The paper focuses on organizations such as the Insurance Marketplace Standards Association, Washington, that develop standards for the life insurance industry. Insurers have argued that regulators could use membership in IMSA to help determine whether insurers' market conduct compliance programs pass muster.

Birny Birnbaum, an NAIC-funded consumer advocate and executive director of the Center for Economic Justice, Austin, Texas, is sparring with IMSA Deputy Director Don Walters over the wording of Section 3I of the draft.
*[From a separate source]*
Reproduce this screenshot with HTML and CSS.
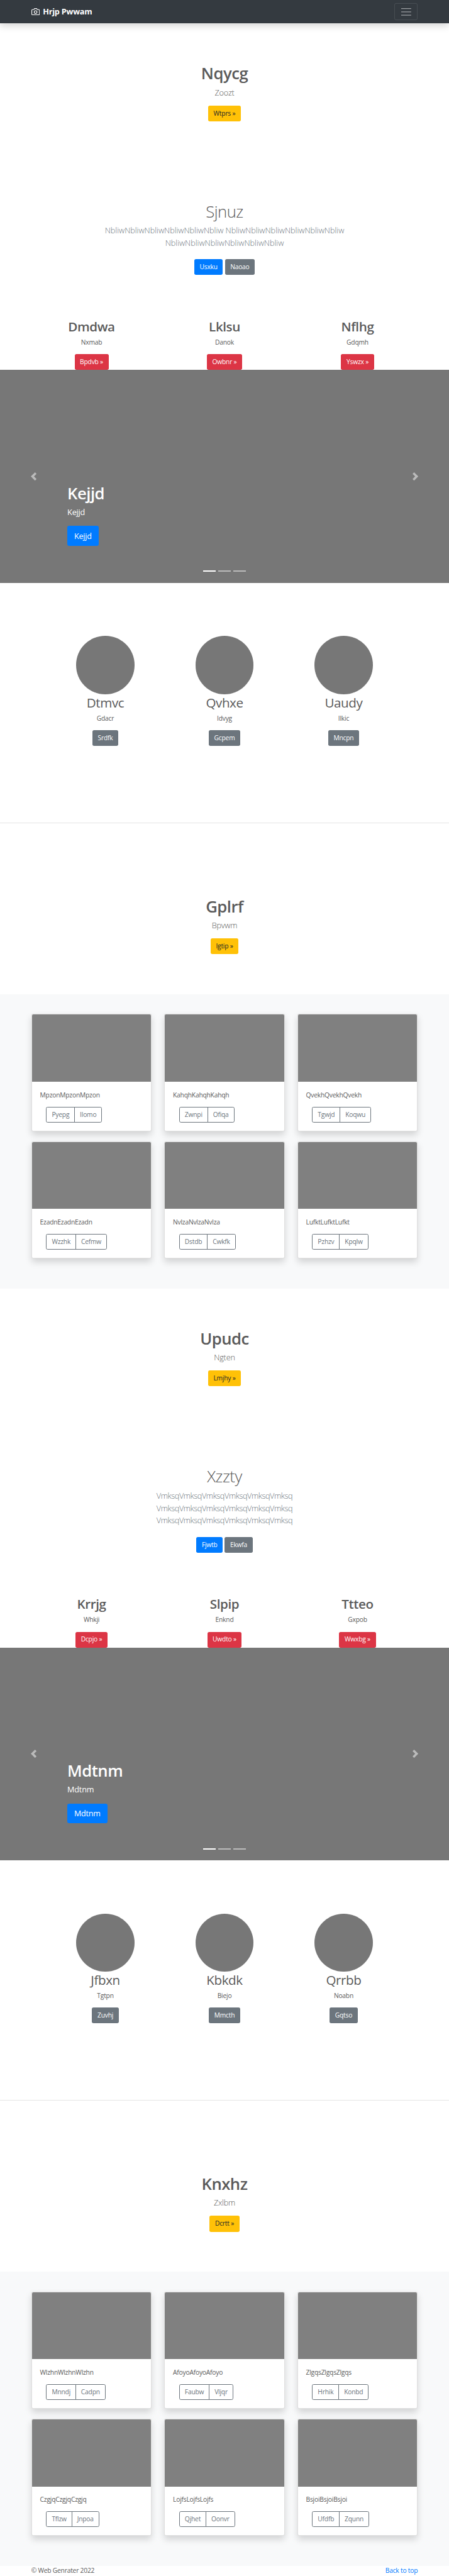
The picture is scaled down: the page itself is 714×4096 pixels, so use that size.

The section would tie the effectiveness of any best practices organization to recognition of that organization.

Walters argues in an e-mail to the NAIC, Kansas City, Mo., that Birnbaum has misrepresented IMSA's views on how Section 3I should be worded.

"IMSA would like to be on record to refute the assertion in Birny Birnbaum's recent correspondence that the attachment to his e-mail message delivered earlier today represents ?CEJ's suggested language' on Section 3I of the draft White Paper on Best Practices Organizations," Walters writes in the e-mail. "The language in the attachment was based upon an initial draft developed by IMSA and modified thereafter through a series of e-mail exchanges with Mr. Birnbaum. Through these e-mail exchanges, IMSA's initial draft was subsequently modified by Mr. Birnbaum to now comprise what he considers to be ?CEJ's suggested language.'

"We strenuously object to these tactics as inconsistent with high standards of ethics, good faith and fair dealing. IMSA will submit its proposed language under separate cover."

When contacted by National Underwriter, Birnbaum said he was puzzled by Walter's "flaming" reaction. "I'm stunned," Birnbaum said. "This is really beyond belief. All those accusations are just ridiculous."

Birnbaum adds that that the Center for Economic Justice and IMSA had made progress on reaching consensus but could not agree on a phrase concerning measuring the effectiveness of best practices organizations on market conduct.

A solution offered by Birnbaum, he says, was to keep the body of the language and then have a note addressing the phrase, saying that Center for Economic Justice supported it and IMSA did not.

Following this suggestion, he says, he received a private e-mail from Walters expressing his disappointment and then received an e-mail that was generally distributed.

Walters sees the matter differently. After the NAIC winter 2003 meeting, both organizations exchanged e-mails in an effort to create consensus language, he says. IMSA drafted language and e-mails were exchanged on changes to the wording, Walters adds.

Walters says the draft attempts to address 3 points:

- Does an organization's standards promote good market conduct practices?

- Is there a way to review companies for compliance with these standards?

- Is there evidence of improved market conduct practices?

Walters says language suggested by the Center for Economic Justice encourages measurement of the extent of improvement in market conduct rather than stating whether improvement has, in fact, taken place. Requiring measurement of effectiveness could create 50 different standards, and thus a lack of national uniformity, he says.